[GOAL] Copy out each line exactly; pictures stay out of the copy.

__________

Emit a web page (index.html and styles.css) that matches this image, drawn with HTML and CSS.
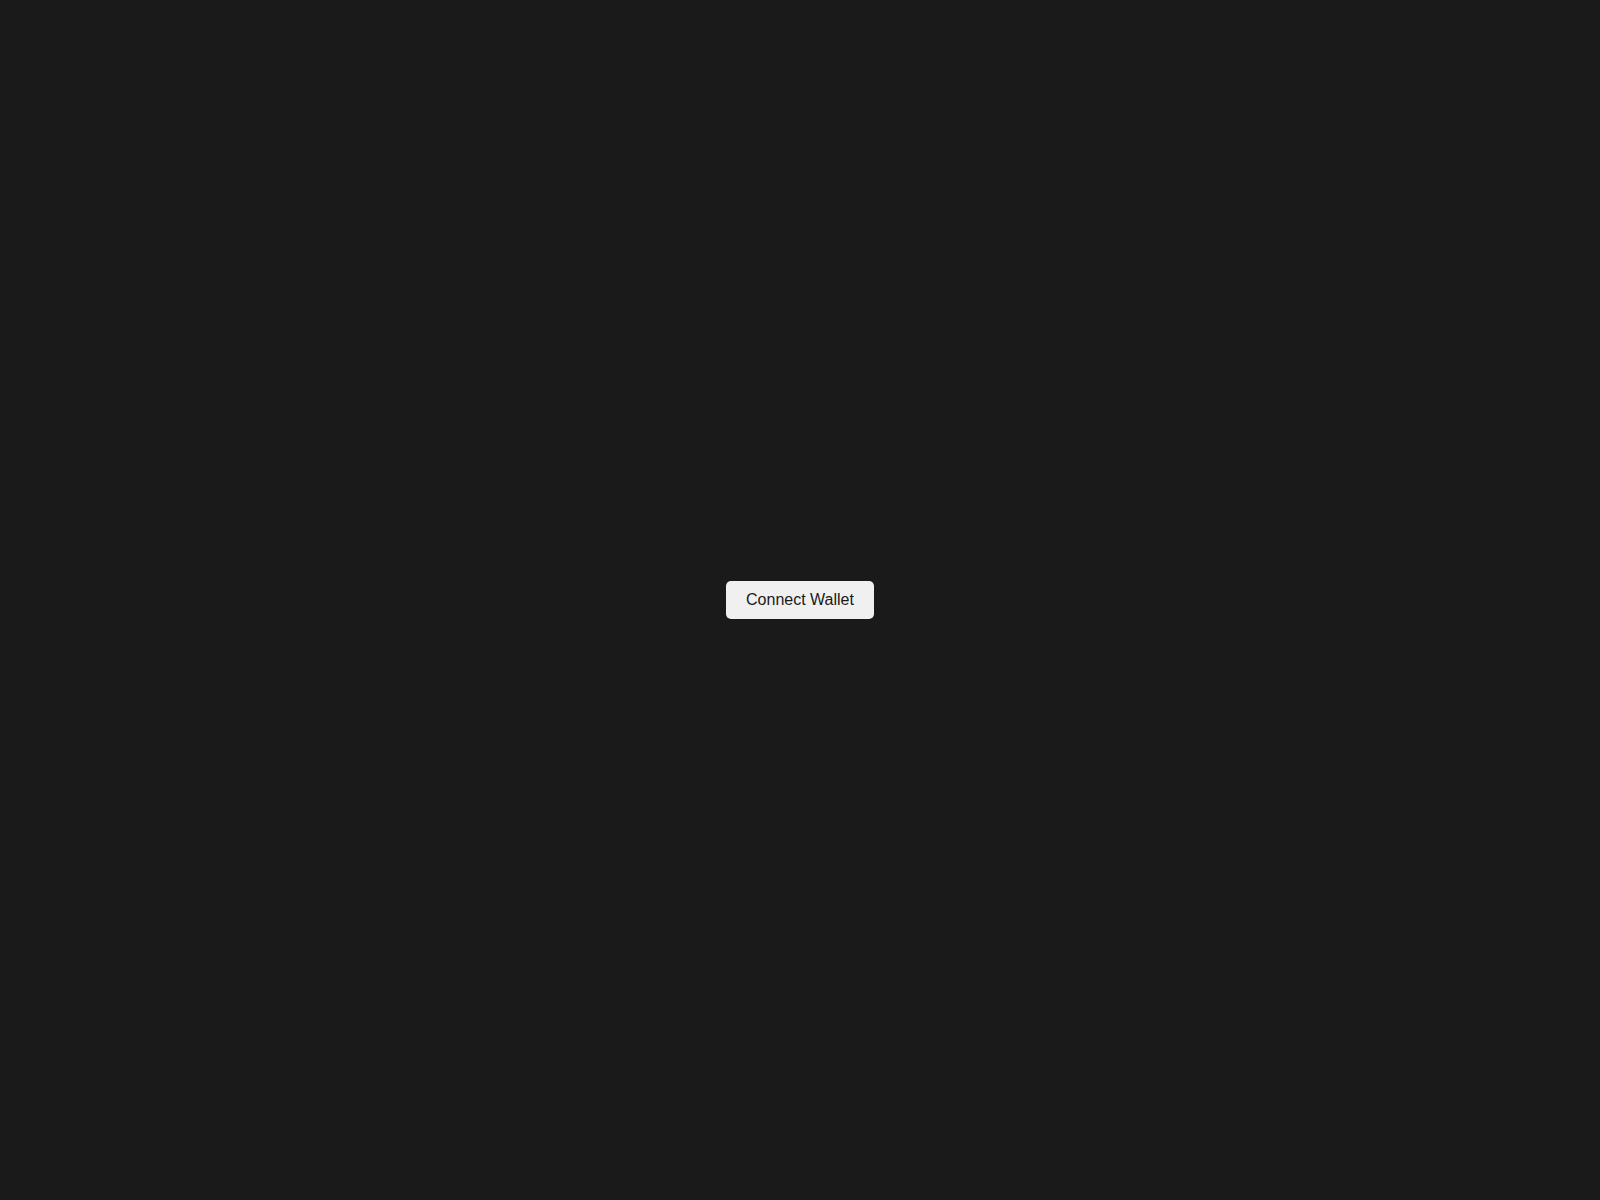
FILE: index.html
```html
<!DOCTYPE html>
<html lang="en">
<head>
<meta charset="utf-8">
<title>Connect Wallet</title>
<link rel="stylesheet" href="styles.css">
</head>
<body>
<main class="screen">
  <button class="connect-btn" type="button">Connect Wallet</button>
</main>
</body>
</html>
```
FILE: styles.css
```css
html, body {
  margin: 0;
  padding: 0;
  height: 100%;
  background: #1a1a1a;
}
.screen {
  height: 100vh;
  display: flex;
  align-items: center;
  justify-content: center;
}
.connect-btn {
  font-family: "Liberation Sans", Arial, sans-serif;
  font-size: 16px;
  line-height: 18px;
  padding: 10px 20px;
  color: #1a1a1a;
  background: #f0f0f0;
  border: none;
  border-radius: 5px;
  cursor: pointer;
}
```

__________

[ANSWER]
Emit a web page (index.html and styles.css) that matches this image, drawn with HTML and CSS.
FILE: index.html
```html
<!DOCTYPE html>
<html lang="en">
<head>
<meta charset="utf-8">
<title>Connect Wallet</title>
<link rel="stylesheet" href="styles.css">
</head>
<body>
<main class="screen">
  <button class="connect-btn" type="button">Connect Wallet</button>
</main>
</body>
</html>
```
FILE: styles.css
```css
html, body {
  margin: 0;
  padding: 0;
  height: 100%;
  background: #1a1a1a;
}
.screen {
  height: 100vh;
  display: flex;
  align-items: center;
  justify-content: center;
}
.connect-btn {
  font-family: "Liberation Sans", Arial, sans-serif;
  font-size: 16px;
  line-height: 18px;
  padding: 10px 20px;
  color: #1a1a1a;
  background: #f0f0f0;
  border: none;
  border-radius: 5px;
  cursor: pointer;
}
```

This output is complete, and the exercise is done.